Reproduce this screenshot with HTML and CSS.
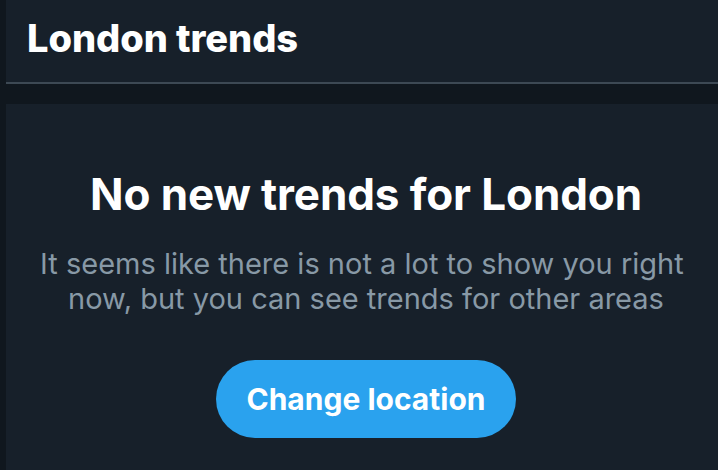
FILE: index.html
```html
<!DOCTYPE html>
<html>
<head>
<meta charset="utf-8">
<link rel="stylesheet" href="styles.css">
</head>
<body>
<div class="page">
  <header class="header">
    <h2 class="header-title">London trends</h2>
  </header>
  <section class="empty">
    <h1 class="empty-title">No new trends for London</h1>
    <p class="empty-text">It seems like there is not a lot to show you right now, but you can see trends for other areas</p>
    <button class="btn">Change location</button>
  </section>
</div>
</body>
</html>
```
FILE: styles.css
```css
html, body {
  margin: 0;
  padding: 0;
  background: #10171e;
  height: 100%;
  overflow: hidden;
}
.page {
  padding-left: 6px;
  display: flex;
  flex-direction: column;
  gap: 20px;
  height: 100%;
  font-family: Inter, "Liberation Sans", sans-serif;
}
.header {
  background: #17202a;
  border-bottom: 2px solid #3d4954;
  display: flex;
  align-items: center;
  padding-left: 21px;
  box-sizing: border-box;
  height: 84px;
}
.header-title {
  margin: 0;
  color: #ffffff;
  font-size: 38px;
  font-weight: 800;
  letter-spacing: -0.05px;
  padding-bottom: 6px;
}
.empty {
  flex: 1;
  background: #17202a;
  display: flex;
  flex-direction: column;
  align-items: center;
  padding-top: 63px;
  padding-left: 8px;
}
.empty-title {
  margin: 0;
  color: #ffffff;
  font-size: 44px;
  font-weight: 700;
  letter-spacing: -0.1px;
}
.empty-text {
  margin: 25px 0 0;
  color: #8899a6;
  font-size: 29px;
  line-height: 35px;
  text-align: center;
  max-width: 680px;
  white-space: break-spaces;
}
.btn {
  margin-top: 44px;
  background: #2aa2ee;
  color: #ffffff;
  border: none;
  border-radius: 39px;
  height: 78px;
  width: 300px;
  font-family: Inter, "Liberation Sans", sans-serif;
  font-size: 30px;
  font-weight: 700;
}
```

========

EXERCISE DIRECTIONS: Quote in full the listing given above; the images are to be left out.

RESPONSE:
Reproduce this screenshot with HTML and CSS.
FILE: index.html
```html
<!DOCTYPE html>
<html>
<head>
<meta charset="utf-8">
<link rel="stylesheet" href="styles.css">
</head>
<body>
<div class="page">
  <header class="header">
    <h2 class="header-title">London trends</h2>
  </header>
  <section class="empty">
    <h1 class="empty-title">No new trends for London</h1>
    <p class="empty-text">It seems like there is not a lot to show you right now, but you can see trends for other areas</p>
    <button class="btn">Change location</button>
  </section>
</div>
</body>
</html>
```
FILE: styles.css
```css
html, body {
  margin: 0;
  padding: 0;
  background: #10171e;
  height: 100%;
  overflow: hidden;
}
.page {
  padding-left: 6px;
  display: flex;
  flex-direction: column;
  gap: 20px;
  height: 100%;
  font-family: Inter, "Liberation Sans", sans-serif;
}
.header {
  background: #17202a;
  border-bottom: 2px solid #3d4954;
  display: flex;
  align-items: center;
  padding-left: 21px;
  box-sizing: border-box;
  height: 84px;
}
.header-title {
  margin: 0;
  color: #ffffff;
  font-size: 38px;
  font-weight: 800;
  letter-spacing: -0.05px;
  padding-bottom: 6px;
}
.empty {
  flex: 1;
  background: #17202a;
  display: flex;
  flex-direction: column;
  align-items: center;
  padding-top: 63px;
  padding-left: 8px;
}
.empty-title {
  margin: 0;
  color: #ffffff;
  font-size: 44px;
  font-weight: 700;
  letter-spacing: -0.1px;
}
.empty-text {
  margin: 25px 0 0;
  color: #8899a6;
  font-size: 29px;
  line-height: 35px;
  text-align: center;
  max-width: 680px;
  white-space: break-spaces;
}
.btn {
  margin-top: 44px;
  background: #2aa2ee;
  color: #ffffff;
  border: none;
  border-radius: 39px;
  height: 78px;
  width: 300px;
  font-family: Inter, "Liberation Sans", sans-serif;
  font-size: 30px;
  font-weight: 700;
}
```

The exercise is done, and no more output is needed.